Grantee: University of Toronto, Toronto, Ontario, Canada
Researcher: Morgan D. Barense, Ph.D.
Grant Title: Seeing is remembering: Probing the common representations underlying memory and perception
Program Area: Understanding Human Cognition
Grant Type: Scholar Award
Year Awarded: 2013
Duration: 6 years
Memory provides an anchor to the past that enables one to make sense of the present and project oneself into the future. When the ability to form new memories is lost, as occurs in Alzheimer’s disease or following brain damage, the consequences are devastating. For more than fifty years, scientists have known that damage to the medial temporal lobes (MTL) – a set of heavily interconnected structures deep inside the brain – causes amnesia. However, despite decades of intense research, the means by which different structures in the MTL contribute to memory acquisition and loss remain the subject of intense debate.

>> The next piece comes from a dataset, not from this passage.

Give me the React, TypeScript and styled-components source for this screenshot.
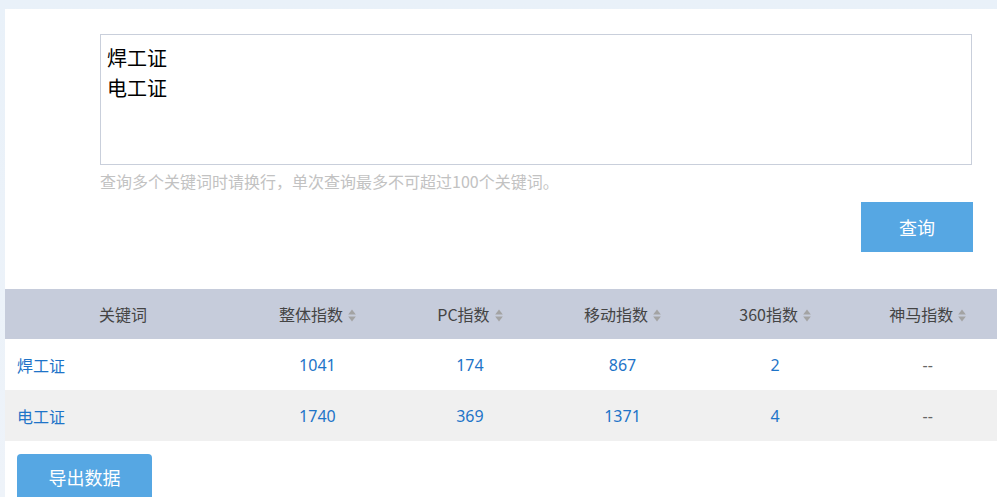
import React from 'react';
import styled, { createGlobalStyle } from 'styled-components';

interface Row {
  keyword: string;
  total: string;
  pc: string;
  mobile: string;
  so360: string;
  shenma: string;
}

const rows: Array<Row> = [
  { keyword: '焊工证', total: '1041', pc: '174', mobile: '867', so360: '2', shenma: '--' },
  { keyword: '电工证', total: '1740', pc: '369', mobile: '1371', so360: '4', shenma: '--' },
];

const columns = ['整体指数', 'PC指数', '移动指数', '360指数', '神马指数'];

const SortIcon = () => (
  <SortSvg width="8" height="13" viewBox="0 0 8 13">
    <path d="M4 0.5 L7.8 5.5 H0.2 Z" fill="#a3a3a3" />
    <path d="M4 12.5 L7.8 7.5 H0.2 Z" fill="#a3a3a3" />
  </SortSvg>
);

const App = () => {
  return (
    <Page>
      <GlobalStyle />
      <Panel>
        <SearchForm>
          <KeywordInput defaultValue={'焊工证\n电工证'} spellCheck={false} />
          <Hint>查询多个关键词时请换行，单次查询最多不可超过100个关键词。</Hint>
          <ButtonRow>
            <QueryButton>查询</QueryButton>
          </ButtonRow>
        </SearchForm>
        <Table>
          <colgroup>
            <col style={{ width: '236px' }} />
            {columns.map((c) => (
              <col key={c} style={{ width: '152.5px' }} />
            ))}
          </colgroup>
          <thead>
            <tr>
              <Th>关键词</Th>
              {columns.map((c) => (
                <Th key={c}>
                  {c}
                  <SortIcon />
                </Th>
              ))}
            </tr>
          </thead>
          <tbody>
            {rows.map((r, i) => (
              <Tr key={r.keyword} striped={i % 2 === 1}>
                <KeywordCell>{r.keyword}</KeywordCell>
                <Td>{r.total}</Td>
                <Td>{r.pc}</Td>
                <Td>{r.mobile}</Td>
                <Td>{r.so360}</Td>
                <Td muted={r.shenma === '--'}>{r.shenma}</Td>
              </Tr>
            ))}
          </tbody>
        </Table>
        <ExportButton>导出数据</ExportButton>
      </Panel>
    </Page>
  );
};

export default App;

const GlobalStyle = createGlobalStyle`
  html, body {
    margin: 0;
    padding: 0;
    background: #ebf2f9;
    font-family: "Microsoft YaHei", "Noto Sans CJK SC", "Noto Sans", sans-serif;
    overflow: hidden;
  }
`;

const Page = styled.div`
  width: 997px;
  height: 497px;
  padding: 9px 0 0 5px;
  box-sizing: border-box;
  background: linear-gradient(#e9f1f9, #eef3f9);
  overflow: hidden;
`;

const Panel = styled.div`
  background: #fff;
  height: 100%;
  overflow: hidden;
`;

const SearchForm = styled.div`
  padding: 25px 20px 37px 95px;
`;

const KeywordInput = styled.textarea`
  display: block;
  box-sizing: border-box;
  width: 872px;
  height: 131px;
  margin: 0;
  padding: 8px 6px;
  border: 1px solid #c9cfdb;
  font-family: inherit;
  font-size: 20px;
  line-height: 30px;
  color: #000;
  resize: none;
  outline: none;
  caret-color: #d00;
`;

const Hint = styled.div`
  margin-top: 5px;
  font-size: 16px;
  line-height: 22px;
  color: #c2c2c2;
`;

const ButtonRow = styled.div`
  display: flex;
  justify-content: flex-end;
  width: 872px;
  margin-top: 10px;
`;

const QueryButton = styled.button`
  width: 112px;
  height: 50px;
  margin-right: -1px;
  border: 0;
  background: #56a7e3;
  color: #fff;
  font-family: inherit;
  font-size: 18px;
  cursor: pointer;
`;

const Table = styled.table`
  width: 999px;
  border-collapse: collapse;
  table-layout: fixed;
`;

const Th = styled.th`
  height: 50px;
  padding: 0;
  background: #c6ccdb;
  color: #444;
  font-size: 16px;
  font-weight: normal;
  text-align: center;
  white-space: nowrap;
`;

const SortSvg = styled.svg`
  margin-left: 5px;
  vertical-align: -1px;
`;

const Tr = styled.tr<{ striped?: boolean }>`
  background: ${(p) => (p.striped ? '#f0f0f0' : '#fff')};
`;

const Td = styled.td<{ muted?: boolean }>`
  height: 51px;
  padding: 0;
  text-align: center;
  font-size: 16px;
  color: ${(p) => (p.muted ? '#666' : '#1e74c8')};
  font-family: "Segoe UI", "Noto Sans", "Noto Sans CJK SC", sans-serif;
`;

const KeywordCell = styled(Td)`
  text-align: left;
  padding-left: 12px;
  font-family: "Microsoft YaHei", "Noto Sans CJK SC", sans-serif;
`;

const ExportButton = styled.button`
  display: block;
  width: 135px;
  height: 46px;
  margin: 13px 0 0 12px;
  border: 0;
  border-radius: 4px;
  background: #56a7e3;
  color: #fff;
  font-family: inherit;
  font-size: 18px;
  cursor: pointer;
`;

The most influential view of memory organization holds that structures in the MTL form a dedicated long-term memory system, with no role in other cognitive processes such as perception, attention, or working memory. This view is consistent with a popular paradigm in cognitive neuroscience, in which the brain is understood in terms of neatly segregated modules that map onto broad psychological constructs. Within this framework, it is argued that separate brain systems account for distinct cognitive processes, like “declarative memory,” “priming,” or “recollection.” Here, I suggest that this view is neither the most parsimonious nor the most compelling account of the data. Though MTL structures are essential for memory, findings from my laboratory indicate that these MTL structures do, in addition, play a critical role in perception – a finding that is fundamentally incompatible with the notion of a dedicated MTL memory system specifically, or cognitive modules more generally.
In contrast to a modular view of memory, I argue that the functions of brain regions can be better understood in terms of the representations they contain and the computations they perform. I suggest that the MTL should be considered in terms of a continuous, hierarchical account of cognitive processing that begins in the ventral visual stream, a processing pathway known to be critical for the perception of objects. I propose that the perirhinal cortex (PRC) – a key structure of the putative MTL memory system – sits at the apex of this ventral visual perceptual stream, representing the complex conjunctions of features that comprise objects. These complex “object-level” PRC representations allow for fine-grained distinctions across objects, which becomes especially critical under conditions of high visual interference when differentiation of similar items among competing alternatives is required. Guided by computational modelling complemented with neuropsychology and neuroimaging, we will provide a unified and mechanistic account of why MTL damage affects both mnemonic and perceptual processes in humans.
This project stands to redefine current conceptions of memory disorders by shifting the focus from explaining deficits in terms of impaired cognitive modules (e.g., for long-term memory or perception) to explaining deficits in terms of impoverished neural representations. This idea has profound implications for cognitive rehabilitation and lays the foundation for new therapeutic techniques in memory disorders.